Inhibiting the bipolar effect via band gap engineering to improve the thermoelectric performance in n-type Bi2-Sb Te3 for solid-state refrigeration

Abstract

• Se replacement can enlarge the E g and thus effectively mitigate the bipolar effect. • The manipulation of donor-like effect retains the optimized carrier concentration. • The large strain field and mass fluctuation reduce lattice thermal conductivity. • A state-of-the-art zT = 1.0 at 300 K is attained for n -type Bi 1.5 Sb 0.5 Te 2.8 Se 0.2 . • n -type Bi 2- x Sb x Te 3 becomes a promising candidate for solid-state cooling field. To date, the benchmark Bi 2 Te 3 -based alloys are still the only commercial material system used for thermoelectric solid-state refrigeration. Nonetheless, the conspicuous performance imbalance between the p -type Bi 2- x Sb x Te 3 and n -type Bi 2 Te 3- x Se x legs has become a major obstacle for the improvement of cooling devices to achieve higher efficiency.
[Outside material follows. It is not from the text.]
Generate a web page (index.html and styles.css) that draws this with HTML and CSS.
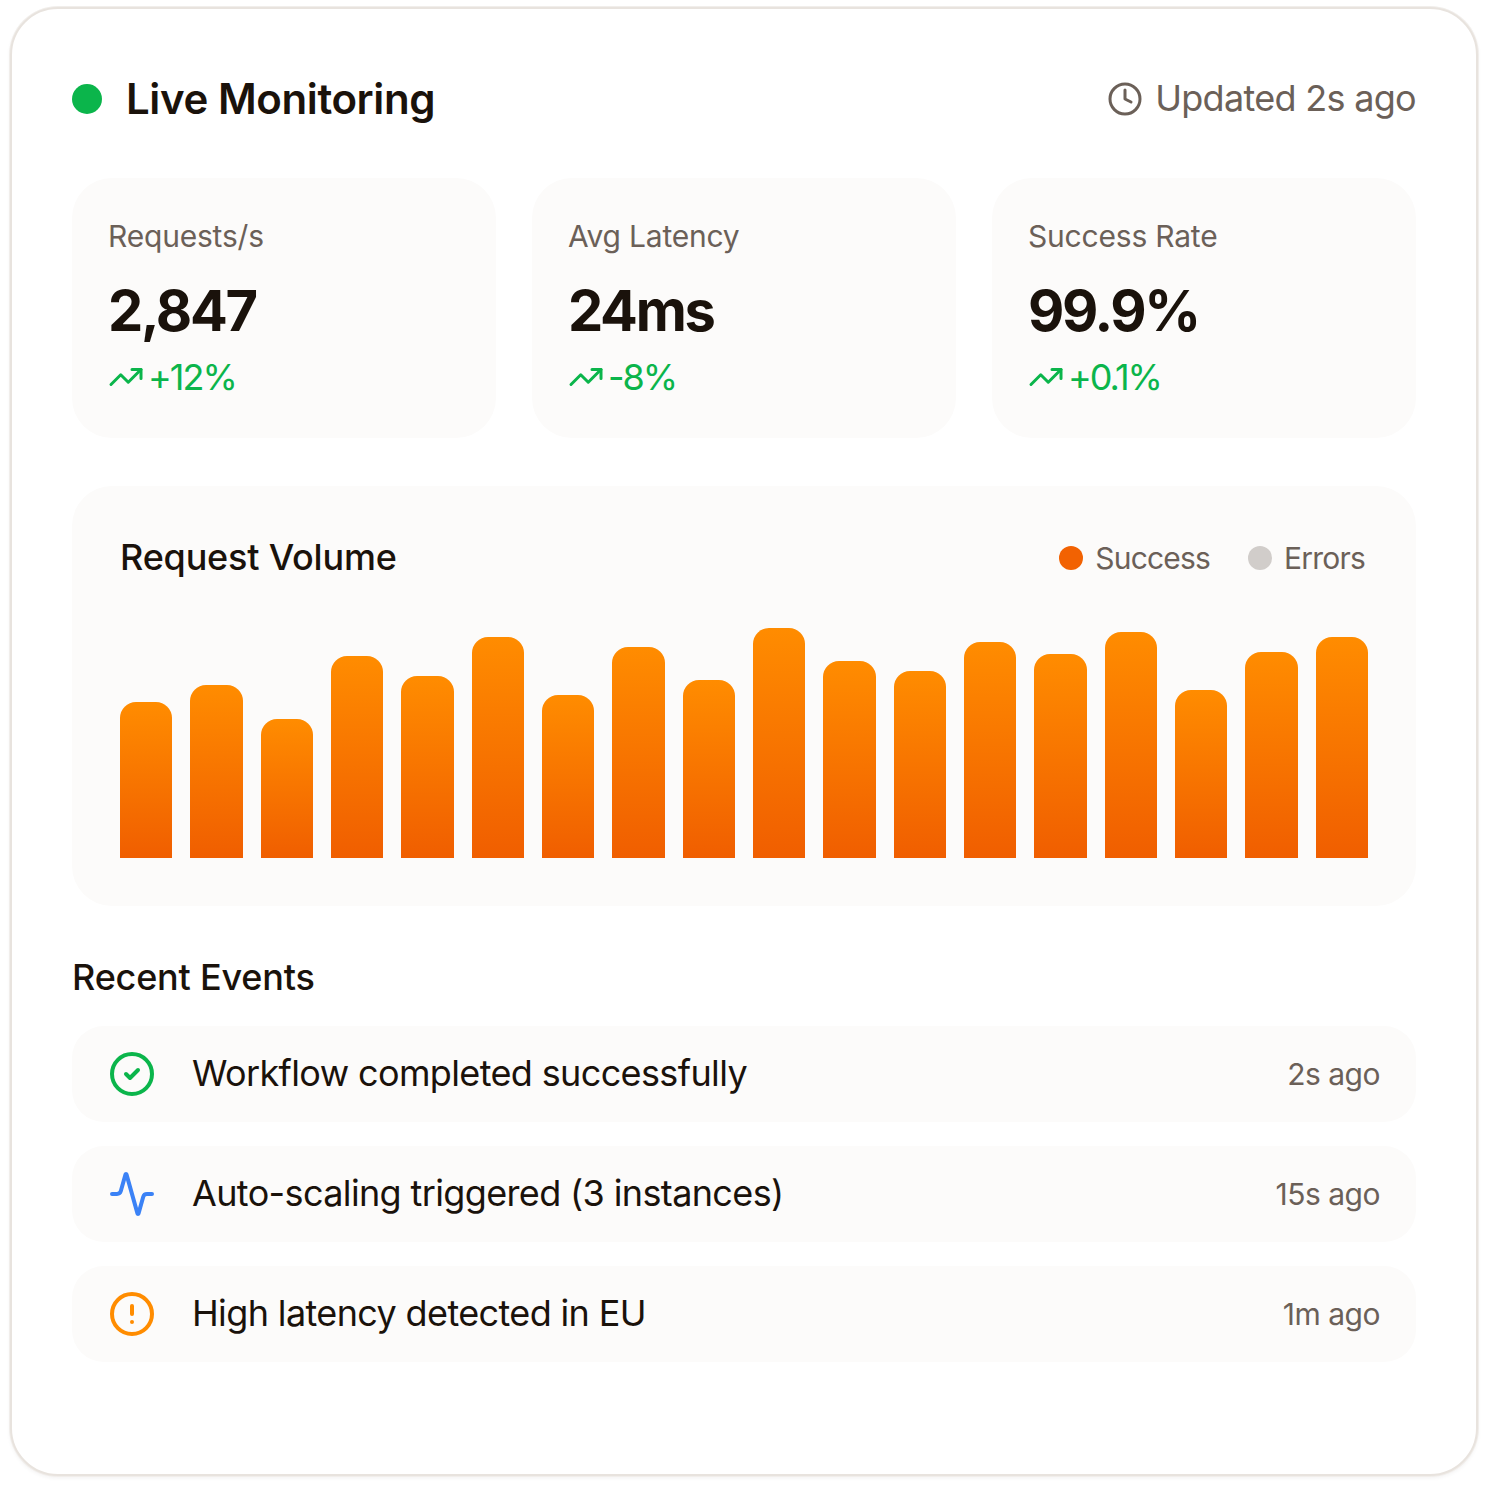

In our previous study, novel n -type Bi 2- x Sb x Te 3 alloy has been proposed via manipulating donor-like effect as an alternative to mainstream n -type Bi 2 Te 3- x Se x . However, the narrow bandgap of Bi 2- x Sb x Te 3 provoked severe bipolar effect that constrained the further improvement of zT near room temperature. Herein, we have implemented band gap engineering in n -type Bi 1.5 Sb 0.5 Te 3 by employing isovalent Se substitution to inhibit the undesired intrinsic excitation and achieve the distinguished room-temperature zT . First, the preferential occupancy of Se at Te 2 site appropriately enlarges the band gap, thereby concurrently improving the Seebeck coefficient and depressing the bipolar thermal conductivity. In addition, the Se alloying mildly suppresses the compensation mechanism and essentially preserves the already optimized carrier concentration, which maintains the peak zT near room temperature. Moreover, the large strain field and mass fluctuation generated by Se alloying leads to the remarkable reduction of lattice thermal conductivity. Accordingly, the zT value of Bi 1.5 Sb 0.5 Te 2.8 Se 0.2 reaches 1.0 at 300 K and peaks 1.1 at 360 K, which surpasses that of most well-known room-temperature n -type thermoelectric materials. These results pave the way for n -type Bi 2- x Sb x Te 3 alloys to become a new and promising top candidate for large-scale solid-state cooling applications.